A poesia, enfim, foi “descoberta” na época da faculdade de Desenho Industrial. Dahmer, que sempre desenhou e escrevia desde os 15 anos, envolveu-se com a turma fanzineira da PUC-Rio e, pouco depois, foi levado por um amigo ao já lendário evento carioca CEP 20.000. Criado em 1990 pelos poetas Chacal e Guilherme Zarvos, o “sarau multimídia mensal” marcou época ao aproximar literatura, teatro, música e performance. Mais que isso: revelou uma geração inteira de artistas plásticos, escritores e jornalistas (Pedro Luís, Michel Melamed, Viviane Mosé, Cabelo, Los Hermanos, etc.). “Hoje eu seria um designer profissional se não fosse pela coragem daqueles malucos todos”, confessa.

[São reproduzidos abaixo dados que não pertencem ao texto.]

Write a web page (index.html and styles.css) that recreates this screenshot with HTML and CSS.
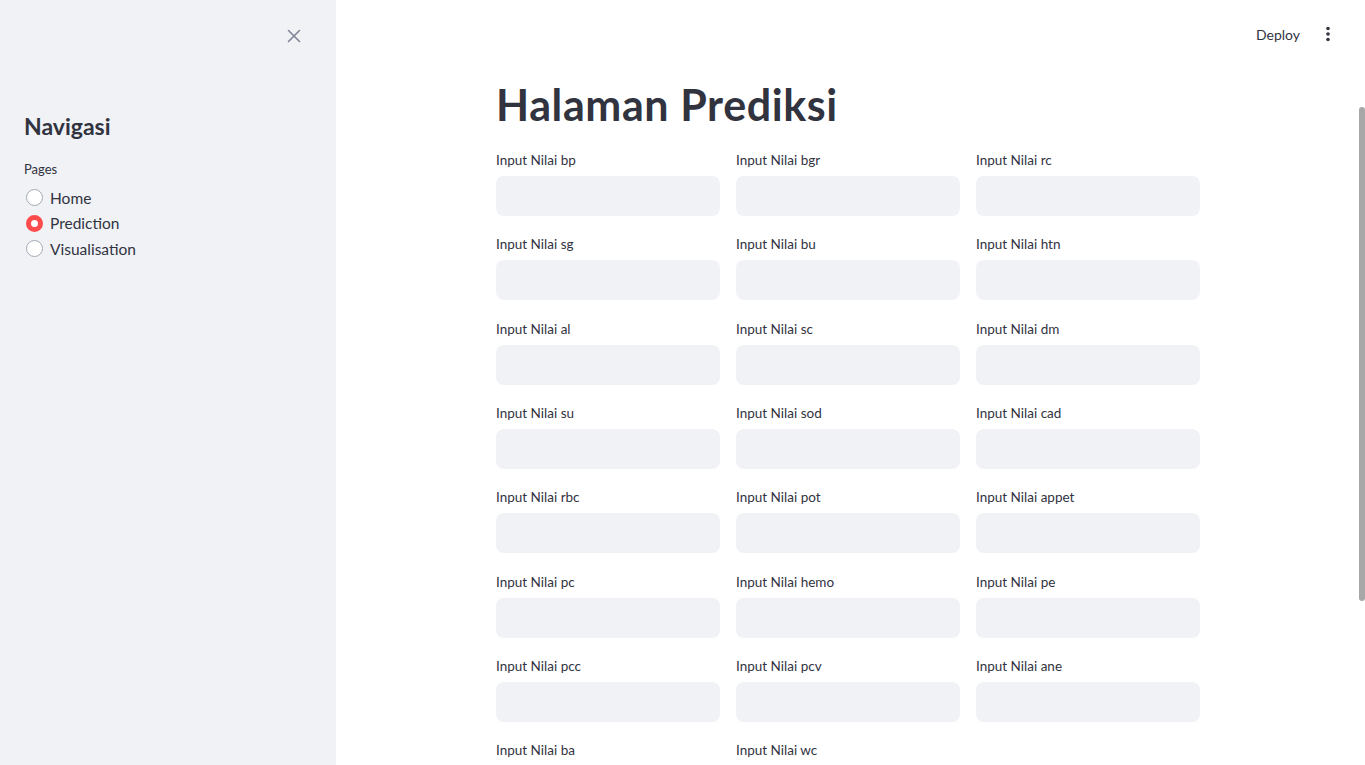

De lá para cá, o cartunista vem acrescentando novos nomes a sua galeria de poetas preferidos. Durante a entrevista, ele cita de Cruz e Souza a Eucanaã Ferraz, passando por Paulo Leminski, Ferreira Gullar, Augusto dos Anjos, Paulo Scott. “A poesia é muito elástica. Você tem a delicadeza de um Manuel Bandeira, que fala do passarinho, e a violência de um Roberto Piva, que mostra o lado paranoico de São Paulo”, diz o artista, que praticamente não lê ficção há dois anos.

dahmer

Livros de quadrinistas, ele leu poucos. “Sou cartunista só há 10 anos, entrei nessa porque era uma maneira fácil e rápida de dar vazão à escrita e ao desenho. Antes de começar, conhecia alguma coisa de Chiclete com banana, Crumb, Laerte. Mais de folhear na casa de amigos. Cheguei tarde e sem referências nesse meio, não fui muito ‘contaminado’”, afirma Dahmer, que já tem nove volumes publicados — sete de quadrinhos e dois de poesia, Ninguém muda ninguém (2010) e Minha alma anagrama de lama (2013).

Com lançamento previsto para outubro pela Lote 42, seu terceiro livro de poemas é marcado por um certo risco. Pela primeira vez, os textos não virão acompanhados de imagens. “Meus amigos de verdade, aqueles que não ficam me dando tapinhas nas costas, cobraram: ‘Dessa vez não vai ter desenhozinho, né?’, ‘Você vai assumir essa parada como poesia, certo?’. Resolvi encarar e acho que este é o meu livro mais maduro”, diz. Sendo assim, o título é apropriado: A coragem do primeiro pássaro. “Esse nome é no sentido evolucionista mesmo, do primeiro pássaro que conseguiu voar”, explica.